■ **DATASET**
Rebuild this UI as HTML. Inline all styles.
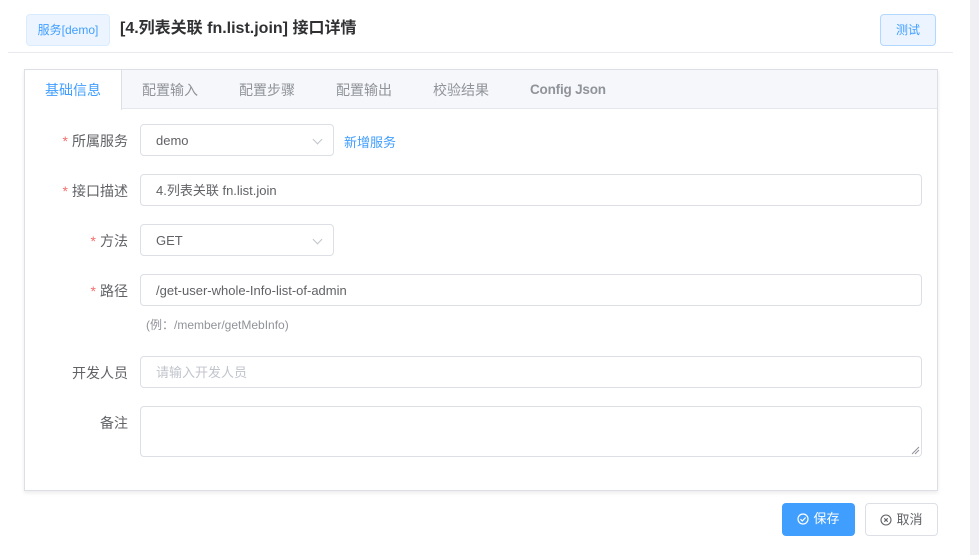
<!DOCTYPE html>
<html><head><meta charset="utf-8"><style>
*{box-sizing:border-box;margin:0;padding:0}
body{width:979px;height:555px;background:#fff;font-family:"Liberation Sans","Noto Sans CJK SC",sans-serif;font-size:13px;color:#606266;position:relative;overflow:hidden}
.abs{position:absolute}
.strip{left:970px;top:0;width:9px;height:555px;background:#f0f0f4}
.hline{left:8px;top:52px;width:945px;height:1px;background:#e8eaf0}
.tag{left:26px;top:14px;width:84px;height:32px;border:1px solid #d9ecff;background:#ecf5ff;color:#409eff;border-radius:4px;font-size:12px;text-align:center;line-height:30px}
.title{left:120px;top:18px;font-size:16px;font-weight:bold;color:#303133;line-height:22px}
.test{left:880px;top:14px;width:56px;height:32px;border:1px solid #b3d8ff;background:#ecf5ff;color:#409eff;border-radius:4px;font-size:12px;text-align:center;line-height:30px}
.card{left:24px;top:69px;width:914px;height:422px;border:1px solid #dcdfe6;box-shadow:0 2px 4px rgba(0,0,0,.08)}
.tabs{left:0;top:0;width:912px;height:39px;background:#f5f7fa;border-bottom:1px solid #e4e7ed}
.tab{position:absolute;top:0;height:39px;line-height:40px;font-size:14px;color:#909399}
.tab.on{background:#fff;color:#409eff;border-right:1px solid #dcdfe6;height:40px;left:0;width:97px;text-align:center}
.lbl{position:absolute;font-size:14px;color:#606266;text-align:right;white-space:nowrap}
.lbl i{color:#f56c6c;font-style:normal;margin-right:4px}
.inp{position:absolute;left:140px;height:32px;border:1px solid #dcdfe6;border-radius:4px;padding-left:15px;line-height:32px;font-size:13px;color:#606266}
.arr{position:absolute;right:12px;top:11px;width:7px;height:7px;border-right:1px solid #c0c4cc;border-bottom:1px solid #c0c4cc;transform:rotate(45deg)}
.btn{position:absolute;top:503px;height:33px;border-radius:4px;font-size:13px;line-height:32px;text-align:center}
</style></head><body>
<div class="abs strip"></div>
<div class="abs tag">服务[demo]</div>
<div class="abs title">[4.列表关联 fn.list.join] 接口详情</div>
<div class="abs test">测试</div>
<div class="abs hline"></div>
<div class="abs card">
 <div class="abs tabs">
  <div class="tab on">基础信息</div>
  <div class="tab" style="left:117px">配置输入</div>
  <div class="tab" style="left:214px">配置步骤</div>
  <div class="tab" style="left:311px">配置输出</div>
  <div class="tab" style="left:408px">校验结果</div>
  <div class="tab" style="left:505px;font-weight:bold;font-size:13.5px;letter-spacing:-0.2px">Config Json</div>
 </div>
</div>
<div class="lbl" style="top:131px;right:851px"><i>*</i>所属服务</div>
<div class="inp" style="top:124px;width:194px">demo<span class="arr"></span></div>
<div class="abs" style="left:344px;top:132px;color:#409eff;font-size:13px">新增服务</div>
<div class="lbl" style="top:181px;right:851px"><i>*</i>接口描述</div>
<div class="inp" style="top:174px;width:782px">4.列表关联 fn.list.join</div>
<div class="lbl" style="top:231px;right:851px"><i>*</i>方法</div>
<div class="inp" style="top:224px;width:194px">GET<span class="arr"></span></div>
<div class="lbl" style="top:281px;right:851px"><i>*</i>路径</div>
<div class="inp" style="top:274px;width:782px">/get-user-whole-Info-list-of-admin</div>
<div class="abs" style="left:146px;top:316px;font-size:12px;color:#909399">(例：/member/getMebInfo)</div>
<div class="lbl" style="top:363px;right:851px">开发人员</div>
<div class="inp" style="top:356px;width:782px;color:#c0c4cc">请输入开发人员</div>
<div class="lbl" style="top:413px;right:851px">备注</div>
<div class="inp" style="top:406px;width:782px;height:51px"><svg style="position:absolute;right:1px;bottom:1px" width="9" height="9"><path d="M1 8L8 1M4 8L8 4" stroke="#909399" stroke-width="1"/></svg></div>
<div class="btn" style="left:782px;width:73px;background:#409eff;color:#fff"><svg width="12" height="12" style="vertical-align:-2px;margin-right:4px"><circle cx="6" cy="6" r="5" fill="none" stroke="#fff" stroke-width="1.2"/><path d="M3.5 6.2L5.3 8L8.6 4.5" fill="none" stroke="#fff" stroke-width="1.2"/></svg>保存</div>
<div class="btn" style="left:865px;width:73px;border:1px solid #dcdfe6;color:#606266;background:#fff"><svg width="12" height="12" style="vertical-align:-2px;margin-right:4px"><circle cx="6" cy="6" r="5" fill="none" stroke="#606266" stroke-width="1.1"/><path d="M4.3 4.3L7.7 7.7M7.7 4.3L4.3 7.7" stroke="#606266" stroke-width="1.1"/></svg>取消</div>
</body></html>
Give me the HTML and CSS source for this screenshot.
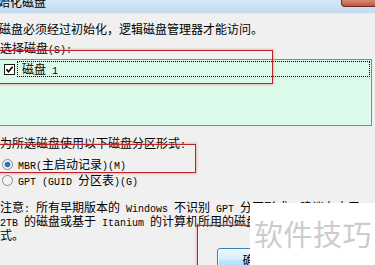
FILE: index.html
```html
<!DOCTYPE html>
<html lang="zh-CN">
<head>
<meta charset="utf-8">
<title>初始化磁盘</title>
<link rel="stylesheet" href="styles.css">
</head>
<body>
  <div class="dialog">
    <div class="titlebar">
      <span class="title">始化磁盘</span>
      <span class="close"></span>
    </div>

    <p class="intro">磁盘必须经过初始化，逻辑磁盘管理器才能访问。</p>
    <p class="label">选择磁盘<span class="lat">(S):</span></p>

    <div class="disk-list">
      <div class="disk-row">
        <svg class="check" width="11" height="11" viewBox="0 0 11 11">
          <rect x="0.5" y="0.5" width="10" height="10" fill="#fff" stroke="#1c1c1c"/>
          <path d="M2.5 5.2 L4.5 7.8 L8.6 2.8" fill="none" stroke="#000" stroke-width="1.6"/>
        </svg>
        <div class="disk-name">磁盘<span class="lat"> 1</span></div>
      </div>
    </div>

    <p class="label2">为所选磁盘使用以下磁盘分区形式<span class="lat">:</span></p>

    <div class="radio-row">
      <svg class="radio" width="11" height="11" viewBox="0 0 11 11">
        <circle cx="5.5" cy="5.5" r="5" fill="#f4f4f4" stroke="#8a8a8a"/>
        <circle cx="5.5" cy="5.5" r="2.8" fill="#2d6fc0"/>
      </svg>
      <span><span class="lat">MBR(</span>主启动记录<span class="lat">)(M)</span></span>
    </div>
    <div class="radio-row">
      <svg class="radio" width="11" height="11" viewBox="0 0 11 11">
        <circle cx="5.5" cy="5.5" r="5" fill="#f4f4f4" stroke="#8a8a8a"/>
      </svg>
      <span><span class="lat">GPT (GUID </span>分区表<span class="lat">)(G)</span></span>
    </div>

    <div class="note">
      <p>注意<span class="lat">: </span>所有早期版本的<span class="lat"> Windows </span>不识别<span class="lat"> GPT </span>分区形式。建议在大于</p>
      <p><span class="lat">2TB </span>的磁盘或基于<span class="lat"> Itanium </span>的计算机所用的磁盘上使用<span class="lat"> GPT </span>分区形</p>
      <p>式。</p>
    </div>

    <div class="buttons">
      <button class="btn">确定</button>
    </div>

    <!-- annotation boxes drawn over the dialog -->
    <div class="mark mark-list"></div>
    <div class="mark mark-radio"></div>
    <div class="mark mark-ok"></div>

    <div class="watermark">软件技巧</div>
  </div>
</body>
</html>
```

FILE: styles.css
```css
body {
  margin: 0;
  width: 375px;
  height: 265px;
  overflow: hidden;
  background: #f0f0f0;
  font-family: "Noto Sans CJK SC", sans-serif;
  font-size: 12px;
  color: #000;
}
p {
  margin: 0;
}
.lat {
  font-family: "Liberation Mono", monospace;
  font-size: 10px;
  line-height: 1;
}
.dialog {
  position: relative;
  width: 375px;
  height: 265px;
  overflow: hidden;
}
.titlebar {
  height: 14px;
  display: flex;
  justify-content: space-between;
  align-items: flex-start;
  background: linear-gradient(#d6e8f8, #c3dbf1 85%, #e4eff9);
  overflow: hidden;
}
.title {
  font-size: 12px;
  line-height: 14px;
  margin-top: -5px;
  margin-left: -2px;
  white-space: nowrap;
}
.close {
  width: 34px;
  height: 6px;
  margin-right: -2px;
  background: linear-gradient(#d98a74, #c0543c);
  border: 1px solid #6a2c20;
  border-top: none;
  border-radius: 0 0 0 4px;
}
.intro {
  margin-top: 8px;
  margin-left: -1px;
  line-height: 14px;
  white-space: nowrap;
}
.label {
  margin-top: 5px;
  line-height: 14px;
}
.disk-list {
  box-sizing: border-box;
  margin-top: 3px;
  margin-left: -1px;
  width: 373px;
  height: 67px;
  padding-top: 1px;
  background: #dcfaea;
  border: 1px solid #828790;
}
.disk-row {
  display: flex;
  align-items: center;
  margin-left: 1px;
}
.check {
  margin-left: 3px;
  margin-right: 2px;
  flex: none;
}
.disk-name {
  box-sizing: border-box;
  flex: 1;
  height: 16px;
  margin-right: 1px;
  padding-left: 4px;
  line-height: 14px;
  border: 1px dotted #000;
}
.label2 {
  margin-top: 10px;
  line-height: 14px;
  white-space: nowrap;
}
.radio-row {
  display: flex;
  align-items: center;
  height: 16px;
  line-height: 14px;
  white-space: nowrap;
}
.label2 + .radio-row {
  margin-top: 5px;
}
.radio {
  flex: none;
  margin-left: 2px;
  margin-right: 5px;
}
.note {
  margin-top: 13px;
  line-height: 12px;
  white-space: nowrap;
}
.buttons {
  margin-top: 7px;
  padding-left: 217px;
}
.btn {
  width: 75px;
  height: 23px;
  padding: 0;
  font-family: "Noto Sans CJK SC", sans-serif;
  font-size: 12px;
  color: #000;
  border: 1px solid #3c7fb1;
  border-radius: 3px;
  background: linear-gradient(#eaf6fd 0%, #d9f0fc 45%, #bee6fd 55%, #a7d9f5 100%);
  box-shadow: inset 0 0 0 1px rgba(255, 255, 255, 0.7);
}
.mark {
  position: absolute;
  border: 1px solid #b3262c;
  box-shadow: 0 0 2px 1px rgba(240, 110, 110, 0.45);
}
.mark-list {
  left: -2px;
  top: 50px;
  width: 273px;
  height: 32px;
}
.mark-radio {
  left: -2px;
  top: 144px;
  width: 196px;
  height: 27px;
}
.mark-ok {
  left: 197px;
  top: 225px;
  width: 200px;
  height: 60px;
}
.watermark {
  position: absolute;
  left: 250px;
  top: 203px;
  width: 125px;
  height: 62px;
  box-sizing: border-box;
  padding-top: 14px;
  padding-left: 4px;
  background: #fff;
  color: #cccccc;
  font-size: 29px;
  line-height: 32px;
  letter-spacing: 0.5px;
  white-space: nowrap;
}
```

■ **INSTRUCTION**
Looking at the records above, say how many lines hold the string "this". Write nothing but the number.

■ **EXPECTED ANSWER**
2